As divisive as the online film community can be, I think an overwhelming majority would agree that Indiana Jones & the Kingdom of the Crystal Skulls was an experience akin to being forcefed Mountain Dew only to have your bladder punched by an ape wearing Hulk hands for hours on end. As horribly random as that all sounds, it’s still better thought-out than the abomination George Lucas unfurled upon us from his Macbook Pro.
And yet still, whenever talk of a followup is brought forth, we in the blogosphere get all antsy in the pantsy. Producer Frank Marshall (Goonies, Back to the Future, Gremlins, E.T.) spoke to Collider on the subject while he was promoting the new Bourne film. If you can’t read the enthusiasm oozing from these words, it’s probably because it isn’t there:
“I say, for me, [Kingdom of the Crystal Skull is] the last hurrah. I know that yes, we talk about it, but there’s no idea, there’s no MacGuffin.”

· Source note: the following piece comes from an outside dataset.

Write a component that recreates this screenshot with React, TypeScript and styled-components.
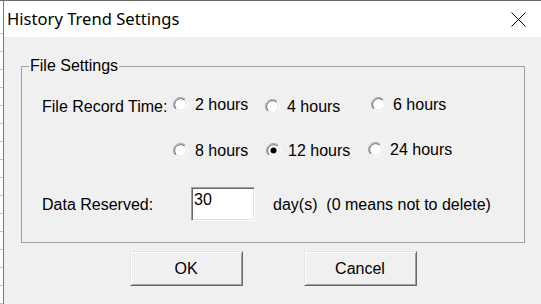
import React from 'react'
import styled, { createGlobalStyle } from 'styled-components'

const GlobalStyle = createGlobalStyle`
  html, body {
    margin: 0;
    padding: 0;
    overflow: hidden;
    background: #f0f0f0;
  }
  body {
    font-family: 'Liberation Sans', Arial, sans-serif;
    color: #000;
  }
`

const Screen = styled.div`
  display: flex;
  width: 541px;
  height: 304px;
  box-sizing: border-box;
  border-top: 1px solid #6b6b6b;
`

// strip of the spreadsheet lying behind the dialog
const SheetEdge = styled.div`
  width: 3px;
  padding-top: 15px;
  box-sizing: border-box;
  background: repeating-linear-gradient(to bottom, transparent 0 17px, #c4c4c4 17px 18px) content-box,
    linear-gradient(#fff, #fff) border-box;
`

const Window = styled.div`
  flex: 1;
  display: flex;
  flex-direction: column;
  border-left: 1px solid #7a7a7a;
  background: #f0f0f0;
`

const TitleBar = styled.header`
  height: 36px;
  display: flex;
  align-items: center;
  justify-content: space-between;
  padding-left: 3px;
  background: #fff;
`

const Title = styled.h1`
  margin: 0;
  padding-top: 1px;
  font-family: 'Noto Sans', 'Open Sans', sans-serif;
  font-size: 16.6px;
  font-weight: 400;
  line-height: 1;
  color: #000;
`

const CloseButton = styled.button`
  width: 46px;
  height: 36px;
  padding: 0;
  border: 0;
  background: transparent;
  display: flex;
  align-items: center;
  justify-content: center;
`

const Body = styled.div`
  display: flex;
  flex-direction: column;
  padding: 20px 16px 0 17px;
`

const Group = styled.fieldset`
  margin: 0;
  padding: 0;
  min-inline-size: 0;
  border: 1px solid #a0a0a0;
`

const Legend = styled.legend`
  margin-left: 7px;
  padding: 0 1px;
  font-size: 16px;
  line-height: 18px;
`

const GroupContent = styled.div`
  padding: 21px 0 21px 20px;
`

const RecordGrid = styled.div`
  display: grid;
  grid-template-columns: 131px 92px 106px auto;
  grid-auto-rows: 20px;
  row-gap: 26px;
  align-items: start;
`

const FieldLabel = styled.span<{ $width?: number; $top?: number }>`
  display: block;
  width: ${p => (p.$width ? `${p.$width}px` : 'auto')};
  margin-top: ${p => p.$top ?? 0}px;
  font-size: 16px;
  line-height: 18px;
  white-space: pre;
`

const Option = styled.label<{ $dx?: number; $dy?: number }>`
  display: flex;
  align-items: flex-start;
  gap: 7px;
  margin-top: ${p => p.$dy ?? 0}px;
  margin-left: ${p => p.$dx ?? 0}px;
  font-size: 16px;
  line-height: 18px;
  white-space: nowrap;
  svg {
    margin-top: 1px;
    flex: none;
  }
`

const DataRow = styled.div`
  display: flex;
  align-items: flex-start;
  margin-top: 25px;
`

const NumberBox = styled.input`
  width: 64px;
  height: 34px;
  box-sizing: border-box;
  margin: 0 18px 0 0;
  padding: 3px 2px 11px 2px;
  border: 1px solid;
  border-color: #a0a0a0 #fff #fff #a0a0a0;
  box-shadow: inset 1px 1px 0 #696969, inset -1px -1px 0 #e3e3e3;
  background: #fff;
  font-family: 'Liberation Sans', Arial, sans-serif;
  font-size: 16px;
  line-height: 18px;
  color: #000;
  outline: none;
`

const ButtonRow = styled.div`
  display: flex;
  justify-content: center;
  gap: 61px;
  margin-top: 8px;
`

const DialogButton = styled.button`
  width: 113px;
  height: 35px;
  box-sizing: border-box;
  padding: 0;
  border: 1px solid;
  border-color: #e3e3e3 #696969 #696969 #e3e3e3;
  box-shadow: inset 1px 1px 0 #fff, inset -1px -1px 0 #a0a0a0;
  background: #f0f0f0;
  font-family: 'Liberation Sans', Arial, sans-serif;
  font-size: 16px;
  color: #000;
`

const RadioMark: React.FC<{ checked?: boolean }> = ({ checked }) => (
  <svg width="15" height="15" viewBox="0 0 15 15">
    <circle cx="7.5" cy="7.5" r="6" fill="#fff" />
    <path d="M2.55 12.45 A7 7 0 0 1 12.45 2.55" fill="none" stroke="#a0a0a0" />
    <path d="M12.45 2.55 A7 7 0 0 1 2.55 12.45" fill="none" stroke="#fff" />
    <path d="M3.26 11.74 A6 6 0 0 1 11.74 3.26" fill="none" stroke="#696969" />
    <path d="M11.74 3.26 A6 6 0 0 1 3.26 11.74" fill="none" stroke="#e3e3e3" />
    {checked && <circle cx="7.5" cy="7.5" r="3" fill="#000" />}
  </svg>
)

const CloseIcon = () => (
  <svg width="15" height="15" viewBox="0 0 15 15">
    <path d="M0.5 0.5 L14.5 14.5 M14.5 0.5 L0.5 14.5" stroke="#000" strokeWidth="1" />
  </svg>
)

type Choice = { label: string; dx?: number; dy?: number }

const firstRow: Choice[] = [
  { label: '2 hours' },
  { label: '4 hours', dy: 2 },
  { label: '6 hours' },
]

const secondRow: Choice[] = [
  { label: '8 hours' },
  { label: '12 hours', dx: 1 },
  { label: '24 hours', dx: -3, dy: -1 },
]

export default function App() {
  const selected = '12 hours'

  const renderChoice = (c: Choice) => (
    <Option key={c.label} $dx={c.dx} $dy={c.dy}>
      <RadioMark checked={c.label === selected} />
      {c.label}
    </Option>
  )

  return (
    <>
      <GlobalStyle />
      <Screen>
        <SheetEdge />
        <Window>
          <TitleBar>
            <Title>History Trend Settings</Title>
            <CloseButton aria-label="Close">
              <CloseIcon />
            </CloseButton>
          </TitleBar>

          <Body>
            <Group>
              <Legend>File Settings</Legend>
              <GroupContent>
                <RecordGrid>
                  <FieldLabel $top={2}>File Record Time:</FieldLabel>
                  {firstRow.map(renderChoice)}
                  <span />
                  {secondRow.map(renderChoice)}
                </RecordGrid>

                <DataRow>
                  <FieldLabel $width={149} $top={9}>
                    Data Reserved:
                  </FieldLabel>
                  <NumberBox defaultValue="30" />
                  <FieldLabel $top={9}>day(s)  (0 means not to delete)</FieldLabel>
                </DataRow>
              </GroupContent>
            </Group>

            <ButtonRow>
              <DialogButton>OK</DialogButton>
              <DialogButton>Cancel</DialogButton>
            </ButtonRow>
          </Body>
        </Window>
      </Screen>
    </>
  )
}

And in regards to Lucas writing a new Indy script: “Yeah, no he isn’t [hungry to do another Indiana Jones].”
Harrison Ford turned 70 this month. George Lucas is a recluse making “experimental home movies” in his garage. Spielberg rebounded just fine, with War Horse and Tintin serving as adequate-enough films to suggest he still has gas in the tank (Lincoln could be a return to form). But more importantly than whether they decide they do have more Indy and Mutt Williams (!) stories to tell, do we as a movie-loving populace care?
Indiana Jones received a much-deserved happy ending when he married Marion Ravenwood at the end of Skulls, even if it didn’t feel like it amid the backdrop of such a shitty movie. Let’s leave Indy be and pray, pray that Lucas and his cohorts don’t see fit to spinoff Mutt Williams and his vine-swinging, monkey-commanding hijinks into his own adventures.
The threat lays dormant, if only for the time being.